こうしたAIの生成結果に疑いを持つことは、特に無謬性が要求されるLaw Enforcementの過程でAIを使用する場合により重要になってくるだろう。AI時代であるからこそ、使用者にはAIのもっともらしい嘘を見破れるだけのより正確・高度な知識とAIの特性に関する理解が求められる。そういう意味で弁護士や医師といった高度に専門的な職業がただちにAIにとって代われることは無いのではと思う。一方、AIの誤り発生率が低いような単純作業の場合は人間からAIにReplaceされる可能性は高いだろうし、専門性のない人間はAIの監督者にはなれないため、今後は一層学歴の差・リテラシーの差・貧富の差が拡大していくのだろうなとも思う。

AIに対し全く新しい法律が必要なのか?

AIはGame Changerだ、全く新しい時代が来るとChatGPTが生まれた時には大々的に騒がれた。ただ、産業革命以降、どの時代でも新技術は既存の社会や人権等への脅威であった。電話が生まれた時も、写真が生まれた時も、自動車が生まれた時も、常に新技術が生まれる前の世界からその後の世界にどうTransferしていくかは法的・社会的課題であり、また法律も、馬車の時代から自動車の時代になるにつれて変容してきた。
授業でEasterbrookのLaw of Horseについて取り上げた際に言っていた教授の言だが、AIのような新技術を前にすると、一体どうすればこういった技術を社会がコントロールできるのか、もはや不可能ではないかといった感情に陥るが、こと法律に関して言えば常に結論は過去からの踏襲の延長線上にあり、AIの規制やそれに対する法律の関わり方にしてもゼロから生まれるものではない。例えば、著作権法をサイバー空間に引き込むのではなく、サイバー空間を著作権法に引き込むのだと。法律も科学と同じで、ある日突然ChatGPTが世界に爆誕したわけではなく、その前提として情報科学や計算科学の膨大な積み上げがあった。それと同様に、法律も同じように、法律が守ろうとしてきた価値やそれに対する議論には膨大な積み上げがあり、その先に新技術に対する新たな法律が必要か、旧法だけで価値を守れるのかという議論があるのであって、ある日突然AIに対する全く新しい規制を爆誕させる必要はないのである。(クリエイティブではなく常に前例から答えを探すような私のような人間はこれに少し安心する。)

世界のAI事情

同じプログラムの友人が各国のAI政策を話し合う会を主催してくれたことがあり、そこで聞いた話が大変興味深かったので紹介したい。
例えば南米のような途上国にカテゴライズされる国では、デジタルインフラを他国である先進国(例えば米)にほとんど依存しており、それ故その外国システムに不調が生じた場合であっても、自分たちでメンテナンスすることもできなくなるそうだ。その友人は、外国製システムがシャットダウンして全く復旧しなかったので、自分の本国での弁護士記録を出力できず困っていると話していた。自分の国で基本的なデジタルインフラをメンテナンス・コントロールできないというのは非常な脅威で、こういう意味で(デジタルに限らず)自国が基幹技術を持ち続けるということは安全保障的か観点でも極めて重要だと感じる。

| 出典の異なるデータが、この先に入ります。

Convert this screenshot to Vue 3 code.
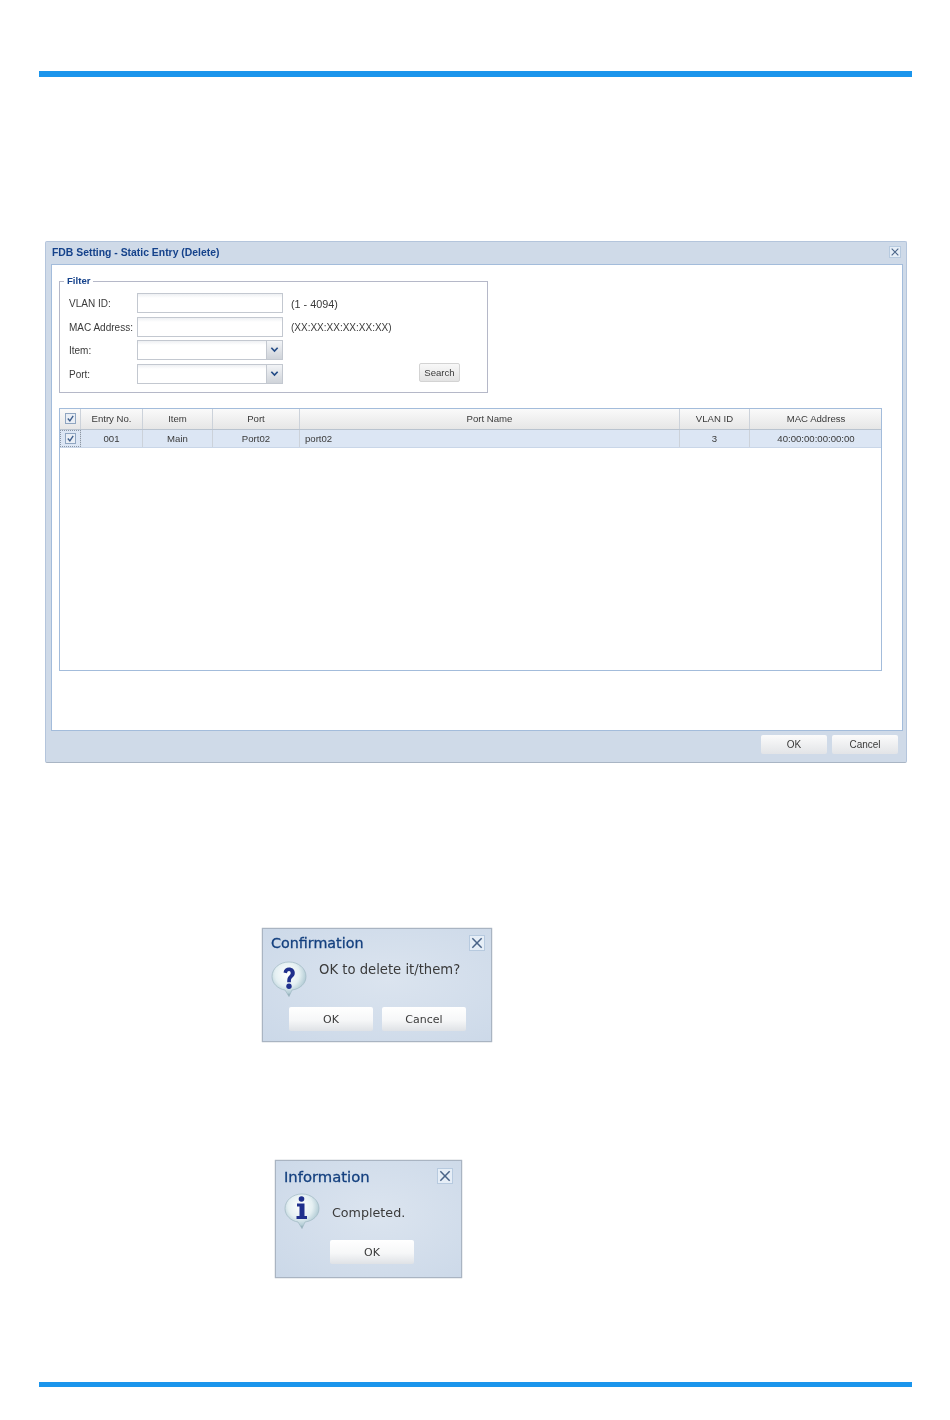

また、第三世界/アフリカの国からすると、ChatGPTなり欧米の開発したAIは西洋世界の価値観を反映したもの、AIに用いているLearning Dataが西欧由来である以上、その価値観を反映したAIもまた西欧由来になる。自らのアイデンティティや価値観を反映したAIではない以上、そうしたAIを国をあげて使うわけにはいかないだろうし、先進国側が技術輸出をする際の示唆にもなるだろう。

また、東南アジアは米中のデジタルマーケットの覇権争いの前線だそうで、中国由来のAI/システムを使うか米国由来のものを使うか非常に微妙な時期にあるようだが、鉄道や水道といったハードインフラ以上にデジタルインフラは人々の価値観への影響力が大きいので、どちらの世界のインフラを採用するかによって国全体に与える影響が全く異なってくるだろう。
中国のインターネット監視システムをA国が採用した場合、仮にA国で反中活動が起きたら…何が起きるかは想像に難くない。また、どちらの世界のシステムを採用するかによって、米中覇権争いにおいてその国が赤くなるのか青くなるのかを決することになるだろう。
東南アジアにおいて米国システム導入のネックの一つは価格にあるそうで、日本はここで第三国として存在感を示せるのでは?とも思う。中国製より信頼でき、米国製より安い日本製アプリケーションは東南アジアマーケットに勝機があるように思うのだが…いずれにせよ、米中どちらのシステムを採用するのか問題は覇権争いの勢力図を変えるファクターにもなり得る問題である。